When people talk about rich people who earned their money, they are usually talking about a specific type of person, who seldomly exists. They’re talking about someone who made some crucial invention or contribution to society that gets used by an entire industry or many industries, and consequently, makes a bunch of money.
However, making a lot of money as compensation for valuable labor isn’t how the capitalist class makes money. No one has exerted economic and political power merely and exclusively because they had a lot of money.

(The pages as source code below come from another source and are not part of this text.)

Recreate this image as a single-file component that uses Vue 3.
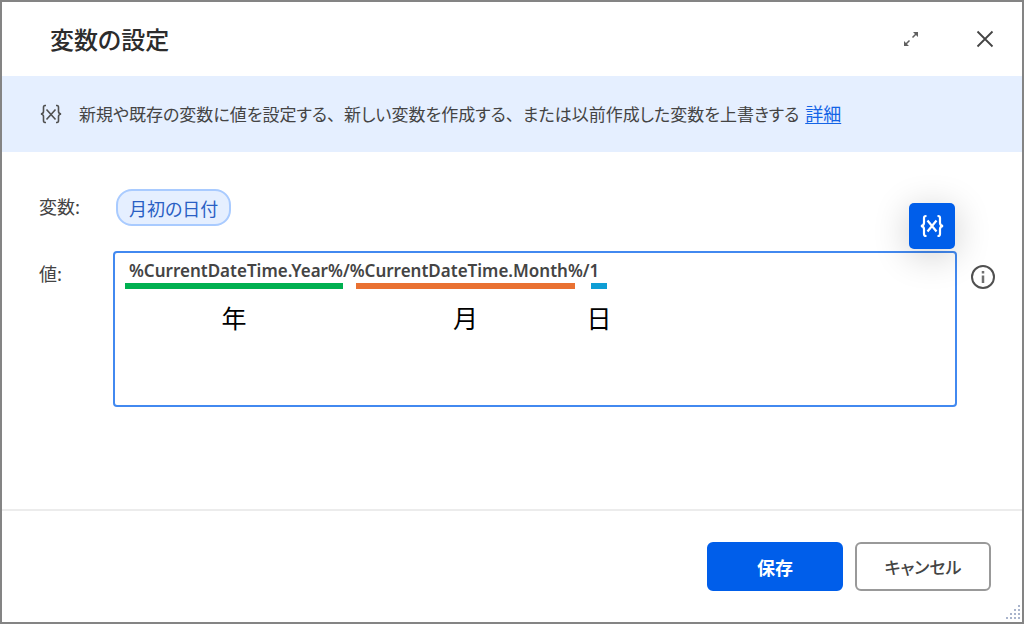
<script setup>
import { ref } from 'vue'

const value = ref('%CurrentDateTime.Year%/%CurrentDateTime.Month%/1')
const dots = [
  [14, 2],
  [10, 6], [14, 6],
  [6, 10], [10, 10], [14, 10],
  [2, 14], [6, 14], [10, 14], [14, 14]
]
</script>

<template>
  <main class="dialog">
    <header class="titlebar">
      <h1>変数の設定</h1>
      <button class="icon-btn" type="button" aria-label="最大化">
        <svg width="16" height="16" viewBox="0 0 16 16" fill="none" stroke="#606060" stroke-width="1.5">
          <path d="M9.5 6.5 13 3M3 13l3.500-3.500" />
          <path d="M10 1h5v5zM1 10v5h5z" fill="#606060" stroke="none" />
        </svg>
      </button>
      <button class="icon-btn" type="button" aria-label="閉じる">
        <svg width="18" height="18" viewBox="0 0 18 18" fill="none" stroke="#444" stroke-width="1.800">
          <path d="M1.500 1.500l15 15M16.500 1.500l-15 15" />
        </svg>
      </button>
    </header>

    <section class="banner">
      <svg class="var-icon" width="22" height="20" viewBox="0 0 22 20" fill="none" stroke="#505050" stroke-width="1.600">
        <path d="M6 1.500H5Q3.500 1.500 3.500 3.500V7.500Q3.500 9.500 1 10Q3.500 10.500 3.500 12.500V16.500Q3.500 18.500 5 18.500H6" />
        <path d="M16 1.500H17Q18.500 1.500 18.500 3.500V7.500Q18.500 9.500 21 10Q18.500 10.500 18.500 12.500V16.500Q18.500 18.500 17 18.500H16" />
        <path d="M6.500 5.500l9 10M15.500 5.500l-9 10" />
      </svg>
      <p>新規や既存の変数に値を設定する<span class="comma">、</span>新しい変数を作成する<span class="comma">、</span>または以前作成した変数を上書きする <a href="#">詳細</a></p>
    </section>

    <form class="body" @submit.prevent>
      <div class="row">
        <span id="var-label" class="label">変数:</span>
        <button class="chip" type="button" aria-describedby="var-label">月初の日付</button>
      </div>
      <div class="row value-row">
        <label class="label value-label" for="value">値:</label>
        <div class="field">
          <textarea id="value" v-model="value" spellcheck="false"></textarea>
          <div class="note year">年</div>
          <div class="note month">月</div>
          <div class="note day">日</div>
          <button class="picker" type="button" aria-label="変数の選択">
            <svg width="26" height="24" viewBox="0 0 26 24" fill="none" stroke="#fff" stroke-width="2.200">
              <path d="M7.500 2H7Q5 2 5 4V9Q5 11.500 2 12Q5 12.500 5 15V20Q5 22 7 22H7.500" />
              <path d="M18.500 2H19Q21 2 21 4V9Q21 11.500 24 12Q21 12.500 21 15V20Q21 22 19 22H18.500" />
              <path d="M8.500 6.500l9 11M17.500 6.500l-9 11" />
            </svg>
          </button>
        </div>
        <button class="info" type="button" aria-label="情報">
          <svg width="26" height="26" viewBox="0 0 26 26" fill="none" stroke="#505050" stroke-width="2">
            <circle cx="13" cy="13" r="11" />
            <path d="M13 11.500v7.500M13 7v2.500" stroke="#707070" stroke-width="2.500" />
          </svg>
        </button>
      </div>
    </form>

    <footer class="footer">
      <button class="btn primary" type="button">保存</button>
      <button class="btn" type="button">キャンセル</button>
      <svg class="grip" width="16" height="16" viewBox="0 0 16 16" fill="#a9b4cc">
        <rect v-for="([x, y], i) in dots" :key="i" :x="x - 1" :y="y - 1" width="2" height="2" />
      </svg>
    </footer>
  </main>
</template>

<style>
body {
  margin: 0;
}
</style>

<style scoped>
* {
  box-sizing: border-box;
}
.dialog {
  display: flex;
  flex-direction: column;
  min-height: 100vh;
  border: 2px solid #848484;
  background: #fff;
  color: #444;
  font-family: "Noto Sans CJK JP", sans-serif;
  font-size: 18px;
  font-feature-settings: "palt";
}
button {
  padding: 0;
  border: 0;
  background: none;
  color: inherit;
  font: inherit;
  font-feature-settings: inherit;
  cursor: pointer;
}
.titlebar {
  display: flex;
  align-items: center;
  gap: 48px;
  height: 74px;
  padding: 0 24px 0 48px;
}
h1 {
  flex: 1;
  margin: 0;
  color: #2c2c2c;
  font-size: 24px;
  font-weight: 500;
  line-height: 32px;
}
.icon-btn {
  display: flex;
  align-items: center;
  justify-content: center;
  width: 26px;
  height: 26px;
}
.banner {
  display: flex;
  align-items: center;
  gap: 17px;
  min-height: 76px;
  padding: 0 38px;
  background: #e5efff;
}
.banner p {
  margin: 0;
  padding-bottom: 2px;
  font-size: 17px;
  line-height: 28px;
}
.comma {
  font-feature-settings: normal;
}
.banner a {
  margin-left: 2px;
  color: #1464e6;
  font-size: 18px;
  text-underline-offset: 2px;
}
.var-icon {
  flex: none;
}
.body {
  flex: 1;
  padding: 37px 26px 32px 37px;
}
.row {
  display: flex;
  align-items: flex-start;
}
.label {
  flex: none;
  width: 74px;
  line-height: 34px;
}
.chip {
  height: 37px;
  margin-left: 3px;
  padding: 0 11px;
  border: 2px solid #a9cbff;
  border-radius: 16px;
  background: #e5efff;
  color: #2a5fc4;
}
.value-row {
  margin-top: 25px;
}
.value-label {
  padding-top: 5px;
}
.field {
  position: relative;
  flex: 1;
}
textarea {
  display: block;
  width: 100%;
  height: 156px;
  padding: 5px 14px;
  border: 2px solid #4289f0;
  border-radius: 4px;
  outline: none;
  background: #fff;
  color: #444;
  font-family: "Noto Sans", "Noto Sans CJK JP", sans-serif;
  font-size: 17px;
  font-weight: 600;
  line-height: 26px;
  resize: none;
}
.note {
  position: absolute;
  top: 32px;
  display: flex;
  justify-content: center;
  padding-top: 10px;
  border-top: 6px solid;
  color: #000;
  font-size: 25px;
  line-height: 36px;
  pointer-events: none;
}
.year {
  left: 12px;
  width: 218px;
  border-color: #00b050;
}
.month {
  left: 243px;
  width: 219px;
  border-color: #e97132;
}
.day {
  left: 478px;
  width: 16px;
  border-color: #0f9ed5;
}
.picker {
  position: absolute;
  top: -48px;
  right: 2px;
  display: flex;
  align-items: center;
  justify-content: center;
  width: 46px;
  height: 46px;
  border-radius: 5px;
  background: #005eea;
  box-shadow: 0 6px 36px rgba(0, 0, 0, 0.2);
}
.info {
  display: flex;
  flex: none;
  margin: 13px 0 0 13px;
}
.footer {
  position: relative;
  display: flex;
  justify-content: flex-end;
  gap: 12px;
  min-height: 113px;
  padding: 31px 31px 0;
  border-top: 2px solid #ececec;
}
.btn {
  width: 136px;
  height: 49px;
  border: 2px solid #999;
  border-radius: 6px;
  font-size: 17px;
  font-weight: 500;
}
.primary {
  border-color: #005eea;
  background: #005eea;
  color: #fff;
  font-size: 18px;
  font-weight: 700;
}
.grip {
  position: absolute;
  right: 1px;
  bottom: 2px;
}
</style>
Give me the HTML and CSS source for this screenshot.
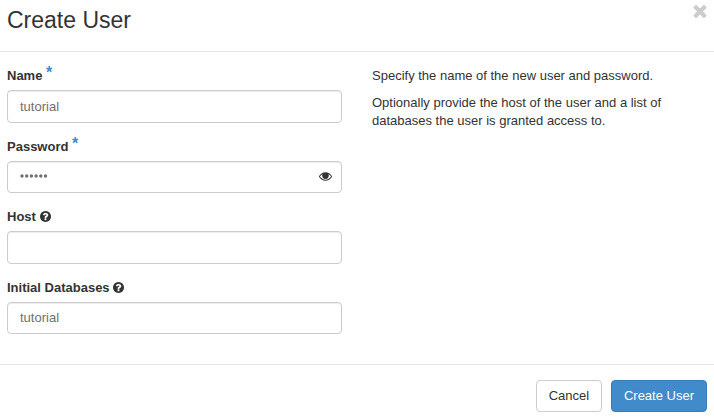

For example, Peter Thiel and Elon Musk were both founders of PayPal, and this made them initially rich. Of course, they got this money through capitalist economic structures, but let’s assume they actually really did work hard for it. Now, imagine Musk and Thiel took that money, and retreated into quiet, rich lives. They would currently have no impact on the power structures in society. But instead, they reconverted the money they received into capital, and now have tremendous influence on capitalist power structure.
A way to fix all of these issues, is in fact, making money that functions like labor vouchers. Remember those from earlier? I used labor vouchers to illustrate a simplified version of a non-capitalist economy. But within it lies the solution to ensuring people actually earn what they deserve: it’s money that corresponds directly with labor, and cannot be further accumulated in the form of capital.